Few months back I was in a mall with a guy that I met from a friend. We had some things in common. I saw a group of 2 girls, one looked very hot in a black dress. I said I wanted to approach her but there were too many people around her. Once in a while I get a strong feeling of fear, not sure why considering I've done 200+ approaches, but for whatever reason one day it's there and doesn't come back until a month later. I told him I was scared, he said do this blah blah blah. I don't remember what he said, but he was trying to make it seem like it was a no-sweat situation for him. I said why don't you approach her. I said it so I could learn something from him. He declined, and I approached her. I made small talk, but couldn't keep the conversation going so I left. We walked out the store and he started saying stuff like "I've already got 2 girls I'm dating and I want to kinda take it slow for now". I thought whatever. The next few times I saw him, I paid more attention to him and the more I realized that he was all talk and no walk.
From my approaches I learned that rejection doesn't really mean anything, and most importantly that it's nothing personal. From my weak approaches I learned that I wasn't getting rejected because of who I was, but because HOW I was approaching them. For my very first approach, I was scared s#$tless and I didn't know what to say. Fear goes away the more you approach. And when the fear goes away you don't have to think much at all on what to talk about. Because you don't think it's going to be the end of the world if she rejects you. If I was in the same situation now, I would've started by asking her what book she was reading.
For the second weak approach I mentioned above, there were a few things in play. First is, I wasn't loud enough. Second, I said what I said right when they were passing in front of me. For example, in some cases you may see a girl you like walking down the street during the day. She's going south and you're going north. You have to say something before you two are side-by-side, the point right before you pass each other. When you are 3-4 feet away from passing each other, say what you want loud enough so she can hear you. Stop walking when you start talking. If you don't stop she won't stop. If she can't hear you she won't stop. During the day people are in their own world when they are walking, eating, or whatever they are doing. Women won't expect a man to approach them during the day. It's so rare to see a guy approach a girl during the day. So it's important that you speak loud enough (this does not mean yelling) so you know she'll hear you, and you'll have her attention.
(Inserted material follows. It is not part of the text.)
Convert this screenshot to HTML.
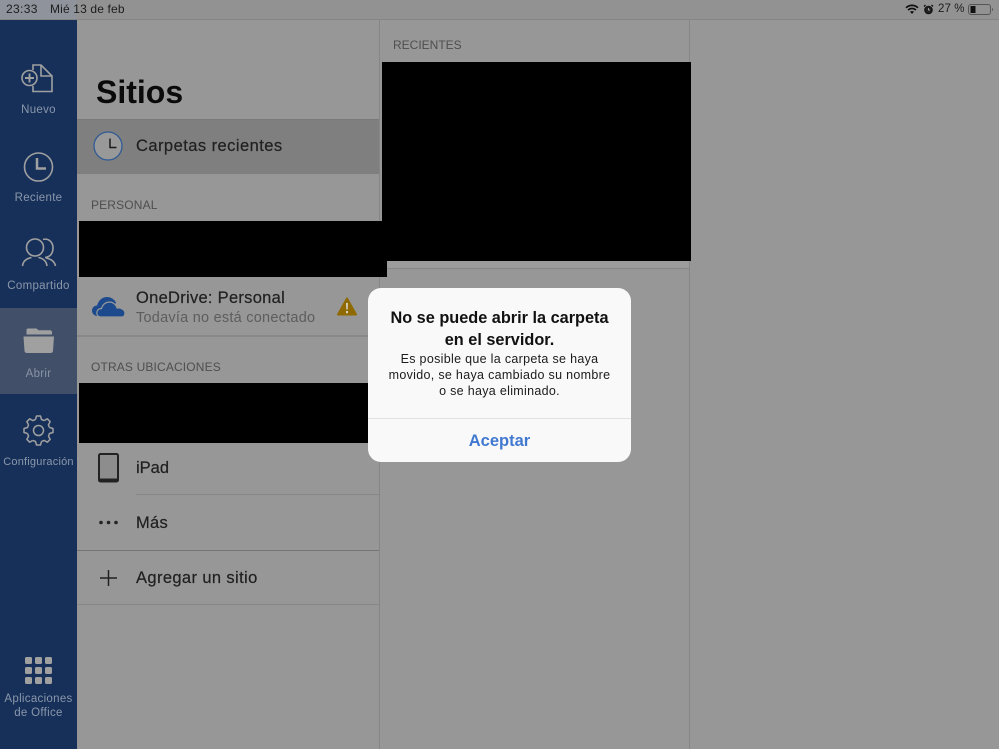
<!DOCTYPE html>
<html><head><meta charset="utf-8"><style>
html,body{margin:0;padding:0}
body{width:999px;height:749px;overflow:hidden;position:relative;background:#979797;font-family:"Liberation Sans",sans-serif;color:#1e1e1e}
.a{position:absolute;white-space:nowrap}
.side{left:0;top:20px;width:77px;height:729px;background:#16305a}
.lab{position:absolute;left:0;width:77px;text-align:center;font-size:11.5px;line-height:14px;color:#8b97aa;letter-spacing:.3px;white-space:nowrap}
.t{font-size:16.5px;line-height:20px;color:#202020;-webkit-text-stroke:.2px #202020}
.h{font-size:12px;line-height:14px;color:#4e4e4e;letter-spacing:.15px}
svg{position:absolute;overflow:visible}
</style></head><body>
<div class="a" style="left:0;top:0;width:999px;height:19px;background:#929292"></div>
<div class="a" style="left:0;top:0;width:77px;height:20px;background:#8f949c"></div>
<div class="a" style="left:0;top:19px;width:999px;height:1px;background:#858585"></div>
<div class="a" style="left:6px;top:2px;font-size:12px;line-height:14px;color:#1c1c1c;letter-spacing:.35px">23:33</div>
<div class="a" style="left:50px;top:2px;font-size:12px;line-height:14px;color:#1c1c1c;letter-spacing:.15px">Mié 13 de feb</div>
<div class="a" style="left:938px;top:2px;font-size:11.5px;line-height:14px;color:#1c1c1c;letter-spacing:.1px">27 %</div>
<svg style="left:905px;top:4px" width="14" height="11" viewBox="0 0 14 11"><path d="M1 3.800C4.500.6 9.500.6 13 3.800M3 6c2.500-2 5.500-2 8 0" fill="none" stroke="#111" stroke-width="1.700"/><path d="M5 7.800c1.200-.9 2.800-.9 4 0L7 10z" fill="#111"/></svg>
<svg style="left:923px;top:4px" width="11" height="11" viewBox="0 0 11 11"><circle cx="5.500" cy="6" r="3.700" fill="#222" stroke="#111" stroke-width="1.200"/><path d="M1 2.500 2.500 1M10 2.500 8.500 1" stroke="#111" stroke-width="1.400"/><path d="M5.500 4v2h1.500" stroke="#999" fill="none"/></svg>
<svg style="left:968px;top:4px" width="26" height="12" viewBox="0 0 26 12"><rect x=".5" y=".5" width="22" height="10" rx="2.500" fill="none" stroke="#555"/><rect x="2.500" y="2" width="5" height="7" fill="#111"/><path d="M24 4v3c.8-.3 1-.8 1-1.500s-.2-1.200-1-1.500z" fill="#555"/></svg>

<div class="a side"></div>
<div class="a" style="left:0;top:308px;width:77px;height:86px;background:#414f69"></div>
<svg style="left:0;top:0" width="77" height="300" viewBox="0 0 77 300" fill="none" stroke="#a0a0a0" stroke-width="1.600">
<path d="M33 70V65H41L52 76V91.500H33V86"/><path d="M41 65V76H52"/>
<circle cx="29.500" cy="78" r="7.500"/><path d="M29.500 73.500v9M25 78h9" stroke-width="1.900"/>
<circle cx="38.500" cy="167" r="14"/><path d="M37 158v10.500h9" stroke-width="2.500"/>
<circle cx="35" cy="247.500" r="8.500"/><path d="M43 239.500c5-1.500 10 2 10 8.500s-4 9-8 9.500"/>
<path d="M22.500 266c.5-5 4-7.500 9-8.500M38.500 257.500c5 1 8 4 8.500 8.500M46 258c4 .8 8.500 3 9.500 8"/>
</svg>
<div class="lab" style="top:103px">Nuevo</div>
<div class="lab" style="top:191px">Reciente</div>
<div class="lab" style="top:279px">Compartido</div>
<svg style="left:23px;top:328px" width="32" height="26" viewBox="0 0 32 26"><path d="M3.500 6.500V2Q3.500 .5 5 .5h8.500l2 1.800H27q2 0 2 2v2.200z" fill="#a0a0a0"/><path d="M.5 8.500h30.500l-1 14.500q-.2 2-2.500 2H4Q1.700 25 1.500 23z" fill="#a0a0a0"/></svg>
<div class="lab" style="top:367px;color:#8a93a5">Abrir</div>
<svg style="left:23px;top:415px" width="31" height="31" viewBox="-15.500 -15.500 31 31" fill="none" stroke="#a0a0a0" stroke-width="1.500" stroke-linejoin="round">
<path d="M-3-11-2-14.500H2L3-11 5.660-9.900"/>
<path d="M-3-11-2-14.500H2L3-11 5.660-9.900" transform="rotate(45)"/>
<path d="M-3-11-2-14.500H2L3-11 5.660-9.900" transform="rotate(90)"/>
<path d="M-3-11-2-14.500H2L3-11 5.660-9.900" transform="rotate(135)"/>
<path d="M-3-11-2-14.500H2L3-11 5.660-9.900" transform="rotate(180)"/>
<path d="M-3-11-2-14.500H2L3-11 5.660-9.900" transform="rotate(225)"/>
<path d="M-3-11-2-14.500H2L3-11 5.660-9.900" transform="rotate(270)"/>
<path d="M-3-11-2-14.500H2L3-11 5.660-9.900" transform="rotate(315)"/>
<circle r="5"/></svg>
<div class="lab" style="top:455px;font-size:11px;letter-spacing:.2px">Configuración</div>
<svg style="left:25px;top:657px" width="27" height="27" viewBox="0 0 27 27" fill="#a0a0a0"><rect width="7" height="7" rx="1.500"/><rect x="10" width="7" height="7" rx="1.500"/><rect x="20" width="7" height="7" rx="1.500"/><rect y="10" width="7" height="7" rx="1.500"/><rect x="10" y="10" width="7" height="7" rx="1.500"/><rect x="20" y="10" width="7" height="7" rx="1.500"/><rect y="20" width="7" height="7" rx="1.500"/><rect x="10" y="20" width="7" height="7" rx="1.500"/><rect x="20" y="20" width="7" height="7" rx="1.500"/></svg>
<div class="lab" style="top:692px">Aplicaciones<br>de Office</div>

<div class="a" style="left:379px;top:20px;width:1px;height:729px;background:#868686"></div>
<div class="a" style="left:689px;top:20px;width:1px;height:729px;background:#868686"></div>

<div class="a" style="left:96px;top:73px;font-size:32px;line-height:38px;font-weight:bold;color:#0a0a0a">Sitios</div>
<div class="a" style="left:77px;top:119px;width:302px;height:1px;background:#7a7a7a"></div>
<div class="a" style="left:77px;top:120px;width:302px;height:54px;background:#7f7f7f"></div>
<svg style="left:93px;top:131px" width="30" height="30" viewBox="0 0 30 30" fill="#999"><circle cx="15" cy="15" r="14" stroke="#2f5b96" stroke-width="1.300"/><path d="M17 7.500v9h6.500" fill="none" stroke="#1a1a1a" stroke-width="1.500"/></svg>
<div class="a t" style="left:136px;top:136px;letter-spacing:.45px">Carpetas recientes</div>
<div class="a h" style="left:91px;top:198px">PERSONAL</div>
<div class="a" style="left:79px;top:221px;width:308px;height:56px;background:#000"></div>

<svg style="left:92px;top:297px" width="33" height="20" viewBox="0 0 33 20" fill="#1d4a8c"><path d="M6 19C2 19 0 16.500 0 13.500 0 10.500 2.500 8.500 5 8.500 6.500 3.500 10 0 15 0 19 0 22 2 24 5.500L20 14 8 19z"/><path d="M9 20C6 20 4.800 18 4.800 16 4.800 13.500 6.500 11.500 9.500 11.500 10.500 7.500 14 5 17.500 5 21 5 24 7.500 25 11 29.500 10.500 33 13 33 16.500 33 18.500 31.500 20 29.500 20z" stroke="#979797" stroke-width="1.200"/></svg>
<div class="a t" style="left:136px;top:288px;letter-spacing:.28px">OneDrive: Personal</div>
<div class="a" style="left:136px;top:309px;font-size:14.5px;line-height:18px;color:#5d5d5d;letter-spacing:.24px">Todavía no está conectado</div>
<svg style="left:337px;top:297px" width="20" height="19" viewBox="0 0 20 19"><path d="M10 1.500 19 17.500H1z" fill="#8f6a00" stroke="#8f6a00" stroke-width="2" stroke-linejoin="round"/><path d="M9 6h2l-.3 6.500H9.300zM9 14h2v2.200H9z" fill="#d6d0c0"/></svg>
<div class="a" style="left:77px;top:335px;width:302px;height:2px;background:#888"></div>
<div class="a h" style="left:91px;top:360px">OTRAS UBICACIONES</div>
<div class="a" style="left:79px;top:383px;width:300px;height:60px;background:#000"></div>

<svg style="left:97px;top:453px" width="22" height="30" viewBox="0 0 22 30"><rect x="2" y="1" width="19" height="27.500" rx="1.500" fill="#8d8d8d" stroke="#222" stroke-width="2"/><rect y="25.500" x="2" width="19" height="3" fill="#222"/></svg>
<div class="a t" style="left:136px;top:458px">iPad</div>
<div class="a" style="left:136px;top:494px;width:243px;height:1px;background:#868686"></div>
<svg style="left:99px;top:520px" width="19" height="5" viewBox="0 0 19 5" fill="#222"><circle cx="2" cy="2.500" r="1.800"/><circle cx="9.500" cy="2.500" r="1.800"/><circle cx="17" cy="2.500" r="1.800"/></svg>
<div class="a t" style="left:136px;top:513px;letter-spacing:.3px">Más</div>
<div class="a" style="left:77px;top:550px;width:302px;height:1px;background:#747474"></div>
<svg style="left:100px;top:570px" width="17" height="17" viewBox="0 0 17 17"><path d="M8.500 0v16M0 8h17" stroke="#222" stroke-width="1.500"/></svg>
<div class="a t" style="left:136px;top:568px;letter-spacing:.38px">Agregar un sitio</div>
<div class="a" style="left:77px;top:604px;width:302px;height:1px;background:#868686"></div>

<div class="a h" style="left:393px;top:38px;letter-spacing:0">RECIENTES</div>
<div class="a" style="left:382px;top:62px;width:309px;height:199px;background:#000"></div>
<div class="a" style="left:387px;top:261px;width:302px;height:8px;background:#9c9c9c"></div>
<div class="a" style="left:387px;top:268px;width:302px;height:1px;background:#868686"></div>

<div class="a" style="left:368px;top:288px;width:263px;height:174px;border-radius:13px;background:#f9f9f9"></div>
<div class="a" style="left:368px;top:307px;width:263px;text-align:center;font-size:16.3px;line-height:22px;font-weight:bold;color:#111">No se puede abrir la carpeta<br>en el servidor.</div>
<div class="a" style="left:368px;top:351px;width:263px;text-align:center;font-size:12.5px;line-height:16px;color:#1c1c1c;letter-spacing:.31px">Es posible que la carpeta se haya<br>movido, se haya cambiado su nombre<br>o se haya eliminado.</div>
<div class="a" style="left:368px;top:418px;width:263px;height:1px;background:#e2e2e2"></div>
<div class="a" style="left:368px;top:431px;width:263px;text-align:center;font-size:16.5px;line-height:21px;font-weight:bold;color:#4179d0">Aceptar</div>
</body></html>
If you don't know what to say, then ask for directions or something, or make something up. This doesn't mean make up a huge lie. If you know your way around the place you are at, you can still ask for directions. But don't go saying that you are from out of town and have been lost for 5 hours. Your second option is to be direct with her and let her know you'd like to hang out with her sometime. This is hit or miss; you'll know immediately if she likes you or not. This can work out majority of the time if you are good looking, well known, or she just likes something about it. I said majority and not always. I've known guys who were good looking but still got rejected.
I just wanted to mention the mechanics of an approach to demonstrate that you're more likely getting rejected because of HOW you are approaching them, rather than WHO you are as a person. Here's a quick list of some that I've experienced:
- Don't walk up to the girl from the back. It creeps them out thinking you were following them. I scared the hell out of this one girl when I walked up from behind her and just said hello. I was confused as hell about what I did to scare her like that. I laugh every time I remember it now.
- Don't put your hands in your pockets. It's a sign of nervousness. Also some women may think you have a gun or a knife in your pocket.
- Don't fidget with your fingers or anything that you are wearing or holding in your hands. It's another sign of nervousness. Just keep your hands to your side or you can hook your thumbs into your pockets. Hooking your thumbs is fine, but having your whole hand in your pockets says something different about you.
- Don't talk too fast, sign of nervousness. Just talk the way you talk with people you've known for years that you get along well with.
- Don't walk too fast, sign of nervousness. Walk at calm pace.
- When talking to a woman that you just met don't stand too far or too close. Stand about 1-2 feet from her. And lean your body back a little by putting one foot forward. It shows you are relaxed.
- If you take a step closer to her and she takes a step back, STOP and take a step back. Just keep talking and let her get comfortable and take another step towards her a minute or two later. If she does the same thing again, wrap it up and leave. She's not comfortable for whatever reason and you'll be 100% guaranteed a rejection if you advance further.
- Make sure you groom you hair, your breath doesn't smell, your shoes are clean, your shoes match your belt, and your clothes are clean.
- Don't tilt your head down in supplication, fear, or nervousness. People who walk around with their heads down or look down all the time don't look confident and happy. If you are walking down a flight of stares of course you'll look down. You don't want to fall. But if you make eye contact with a person and they look down, they have low self-confidence, they are nervous, or they are supplicating to you. Your reaction should be to look the other person in the eye and smile and say hi. This creates a warm vibe, and you should do it with everyone, girls, guys, old people, kids, anyone who makes eye contact. Some will smile back, some won't. You don't have to talk to them you are just being friendly.
- Don't talk in a needy voice. This makes you look desperate.
- Make changes to your lifestyle. Don't listen to sad songs, don't watch sad movies, don't keep anything in your house or your room that is depressing. Only watch funny movies, and TV shows, but don't watch them if it's about a guy who can't get women, it's not funny. Pictures of your old girlfriend, take them out. Clean your room up. Brighten your room, don't keep it dark.
When I got fed up of my life, I slowly stopped watching TV and listening to sad songs. I started to watch only funny movies and stand up comedy. I watched a lot of The Simpsons and The Family Guy. It cheered me up and I started to take most of the things in my life not so seriously.